The hedge is approximately 3.5–3.8 metres high, but it has been higher.

“This view was the principal view available from the applicant’s dwelling when they purchased it,” Acting Commissioner of the Land and Environment Court David Galwey said in his decision.

“Their living areas, where they and their guests are likely to spend most of their time, have large glass doors and windows facing to the east.

“When I consider these factors together — the value of the view, the extent to which it is obstructed, and the high-use areas from which it was available — I find that trees in the hedge cause a severe obstruction of the applicants’ view.”

Before taking the matter to court, the neighbours had been in negotiations for about two years in an attempt to reach an agreement over the height and maintenance of the trees.

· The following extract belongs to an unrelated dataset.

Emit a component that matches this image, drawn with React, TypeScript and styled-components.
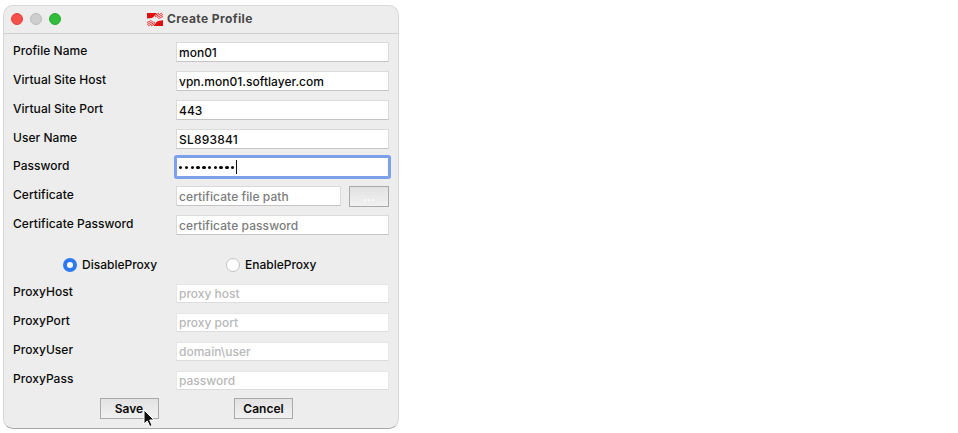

“A matter that might have been reasonably resolved by a neighbourly discussion over the fence has progressed to Court proceedings,” Galwey said.

The Cunials submitted to the court they were willing to maintain the hedge, but their neighbours submitted that was unlikely given their past resistance to pruning and maintaining the hedge at a reasonable height.

The Cunials also submitted the hedge was valuable for their privacy, shading and cooling, and provided a screen to limit overlooking into their home from their neighbours’ property.

The court heard the Cunials pruned the hedge, but only after receiving legal letters or the application to commence court proceedings.

“It seems to me that the parties could have reached a reasonable agreement providing for both the respondents’ privacy and the applicants’ views,” Galwey said.

“Although the respondents expressed a commitment to do so in future, their unwillingness to do so until now, sways me toward making orders for maintaining the hedge’s height.”

After an on-site hearing in June, Glawey ultimately made orders in favour of L’Estrange and Louw.

“I find that the respondents’ lilly pilly hedge severely obstructs the applicants’ view and that the situation justifies making orders for pruning the trees at regular intervals,” Galwey said.

In a decision handed down on Tuesday, the court ordered that during February and August every year, the neighbours are to engage a contractor to prune the hedge, so that it’s no taller than 3.8m in height and so that no branches overhang the boundary.

The neighbours will also be required to provide one weeks’ notice of each pruning event and the pruning should be completed during reasonable hours of the day.